Go through the data below. List every line that holds the word "React".
## begin RAW DATA
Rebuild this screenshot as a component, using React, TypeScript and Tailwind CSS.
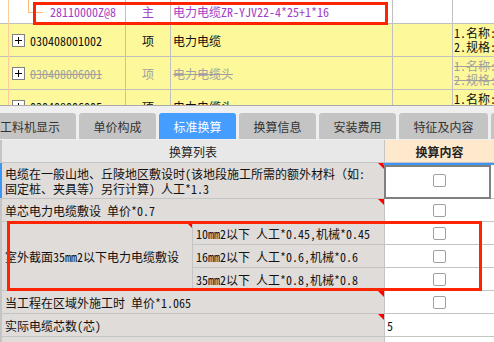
import React from 'react'

const cell = "font-['Noto_Sans_Mono_CJK_SC','Noto_Sans_CJK_SC',sans-serif] text-[12px] leading-[15px]"

const topRows = [
  { code: '28110000Z@8', type: '主', name: '电力电缆ZR-YJV22-4*25+1*16', main: true, h: 'h-[24px]' },
  { code: '030408001002', type: '项', name: '电力电缆', h: 'h-[33px]' },
  { code: '030408006001', type: '项', name: '电力电缆头', del: true, h: 'h-[33px]' },
  { code: '030408006005', type: '项', name: '电力电缆头', h: 'h-[33px]' },
]

const tabs = [
  { label: '工料机显示', w: 'w-[92px]' },
  { label: '单价构成', w: 'w-[77px]' },
  { label: '标准换算', w: 'w-[77px]', active: true },
  { label: '换算信息', w: 'w-[77px]' },
  { label: '安装费用', w: 'w-[77px]' },
  { label: '特征及内容', w: 'w-[89px]' },
  { label: '', w: 'w-[60px]' },
]

const subRows = [
  '10mm2以下 人工*0.45,机械*0.45',
  '16mm2以下 人工*0.6,机械*0.6',
  '35mm2以下 人工*0.8,机械*0.8',
]

function PlusBox() {
  return (
    <svg width="13" height="13" viewBox="0 0 13 13" className="shrink-0">
      <rect x="0.5" y="0.5" width="12" height="12" fill="#fff" stroke="#808080" />
      <path d="M3 6.5h7M6.5 3v7" stroke="#000" strokeWidth="1" />
    </svg>
  )
}

function Check() {
  return <div className="w-[13px] h-[13px] rounded-[2px] border border-[#a0a0a0] bg-white" />
}

function RedMark() {
  return (
    <div className="absolute top-0 right-0 w-0 h-0 border-t-[6px] border-t-[#ff0000] border-l-[6px] border-l-transparent" />
  )
}

export default function App() {
  return (
    <div className={`relative w-[494px] h-[342px] overflow-hidden bg-white text-[#111] ${cell}`}>
      {/* top grid */}
      <div className="relative h-[105px] overflow-hidden">
        {topRows.map((r) => (
          <div
            key={r.code}
            className={`grid grid-cols-[126px_45px_222px_60px_1fr] shrink-0 border-b border-[#c0c0c0] ${r.h} ${
              r.main ? 'bg-white text-[#a43cc4]' : r.del ? 'bg-[#fdf99b] text-[#a0a0a0]' : 'bg-[#fdf99b]'
            }`}
          >
            <div className="flex items-center border-r border-[#c0c0c0] whitespace-nowrap overflow-hidden">
              {r.main ? (
                <span className="pl-[50px]">{r.code}</span>
              ) : (
                <div className="flex items-center gap-[5px] pl-[12px]">
                  <PlusBox />
                  <span className={r.del ? 'line-through' : ''}>{r.code}</span>
                </div>
              )}
            </div>
            <div className="flex items-center justify-center border-r border-[#c0c0c0]">{r.type}</div>
            <div className={`flex items-center pl-[2px] border-r border-[#c0c0c0] whitespace-nowrap overflow-hidden ${r.del ? 'line-through' : ''}`}>
              {r.name}
            </div>
            <div className="border-r border-[#c0c0c0]" />
            <div className={`flex flex-col justify-center pl-[1px] leading-[14px] whitespace-nowrap overflow-hidden ${r.del ? 'line-through' : ''}`}>
              {!r.main && (
                <>
                  <span>1.名称:</span>
                  <span>2.规格:</span>
                </>
              )}
            </div>
          </div>
        ))}
        {/* tree lines */}
        <div className="absolute left-[8px] top-0 h-full w-px bg-[#ffcb98]" />
        <div className="absolute left-[28px] top-0 h-[12px] w-px bg-[#ffb878]" />
        <div className="absolute left-[28px] top-[12px] w-[15px] h-px bg-[#ffb878]" />
      </div>

      {/* tab strip */}
      <div className="h-[35px] border-t border-[#a8a8a8] bg-[#efefef] pt-[7px] font-['Noto_Sans_CJK_SC',sans-serif] text-[12px]">
        <div className="flex gap-[3px] ml-[-16px]">
          {tabs.map((t, i) => (
            <div
              key={i}
              className={`${t.w} shrink-0 h-[26px] rounded-t-[3px] flex items-center justify-center ${
                t.active ? 'bg-[#449dff] text-white' : 'bg-[#c4c4c4] text-[#333]'
              }`}
            >
              {t.label}
            </div>
          ))}
        </div>
      </div>

      {/* conversion table */}
      <div className="flex h-[23px] border-b border-[#c4c4c4] font-['Noto_Sans_CJK_SC',sans-serif] text-[12px]">
        <div className="w-[385px] shrink-0 border-l-2 border-r border-[#c4c4c4] bg-[#e8e8e8] flex items-center justify-center text-[#222]">
          换算列表
        </div>
        <div className="flex-1 bg-[#fee9cd] flex items-center justify-center font-bold text-[#222]">换算内容</div>
      </div>

      <div className="flex h-[36px] border-b border-[#c4c4c4]">
        <div className="relative w-[385px] shrink-0 border-l-2 border-l-[#3d96f5] border-r border-r-[#c4c4c4] bg-[#e0dcd9] flex flex-col justify-center pl-[3px]">
          <span>电缆在一般山地、丘陵地区敷设时(该地段施工所需的额外材料（如:</span>
          <span>固定桩、夹具等）另行计算) 人工*1.3</span>
          <RedMark />
        </div>
        <div className="relative flex-1 bg-white flex items-center justify-center">
          <Check />
          <div className="absolute top-0 left-[-2px] right-0 h-[2px] bg-[#3d96f5]" />
          <div className="absolute top-[2px] left-[-1px] w-[107px] bottom-[-1px] border-2 border-[#808080]" />
        </div>
      </div>

      <div className="flex h-[23px] border-b border-[#c4c4c4]">
        <div className="relative w-[385px] shrink-0 border-l-2 border-r border-[#c4c4c4] bg-[#e0dcd9] flex items-center pl-[3px]">
          单芯电力电缆敷设 单价*0.7
          <RedMark />
        </div>
        <div className="flex-1 bg-white flex items-center justify-center">
          <Check />
        </div>
      </div>

      <div className="flex h-[69px]">
        <div className="relative w-[193px] shrink-0 border-l-2 border-r border-b border-[#c4c4c4] bg-[#e0dcd9] flex items-center pl-[3px] whitespace-nowrap">
          室外截面35mm2以下电力电缆敷设
          <RedMark />
        </div>
        <div className="flex-1 flex flex-col">
          {subRows.map((s) => (
            <div key={s} className="flex h-[23px] border-b border-[#c4c4c4]">
              <div className="w-[192px] shrink-0 border-r border-[#c4c4c4] bg-[#e0dcd9] flex items-center pl-[3px] whitespace-nowrap">
                {s}
              </div>
              <div className="flex-1 bg-white flex items-center justify-center">
                <Check />
              </div>
            </div>
          ))}
        </div>
      </div>

      <div className="flex h-[23px] border-b border-[#c4c4c4]">
        <div className="relative w-[385px] shrink-0 border-l-2 border-r border-[#c4c4c4] bg-[#e0dcd9] flex items-center pl-[3px]">
          当工程在区域外施工时 单价*1.065
          <RedMark />
        </div>
        <div className="flex-1 bg-white flex items-center justify-center">
          <Check />
        </div>
      </div>

      <div className="flex h-[23px] border-b border-[#c4c4c4]">
        <div className="relative w-[385px] shrink-0 border-l-2 border-r border-[#c4c4c4] bg-[#e0dcd9] flex items-center pl-[3px]">
          实际电缆芯数(芯)
          <RedMark />
        </div>
        <div className="flex-1 bg-white flex items-center pl-[2px]">5</div>
      </div>

      <div className="flex h-[23px] border-b border-[#c4c4c4]">
        <div className="w-[385px] shrink-0 border-l-2 border-r border-[#c4c4c4] bg-[#e0dcd9]" />
        <div className="flex-1 bg-white" />
      </div>

      {/* annotation boxes */}
      <div className="absolute left-[33px] top-[2px] w-[355px] h-[23px] border-[3px] border-[#ff2400]" />
      <div className="absolute left-[7px] top-[221px] w-[475px] h-[70px] border-[3px] border-[#ff2400]" />
    </div>
  )
}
## end RAW DATA
| OUTPUT OF THE TASK |
Rebuild this screenshot as a component, using React, TypeScript and Tailwind CSS.
import React from 'react'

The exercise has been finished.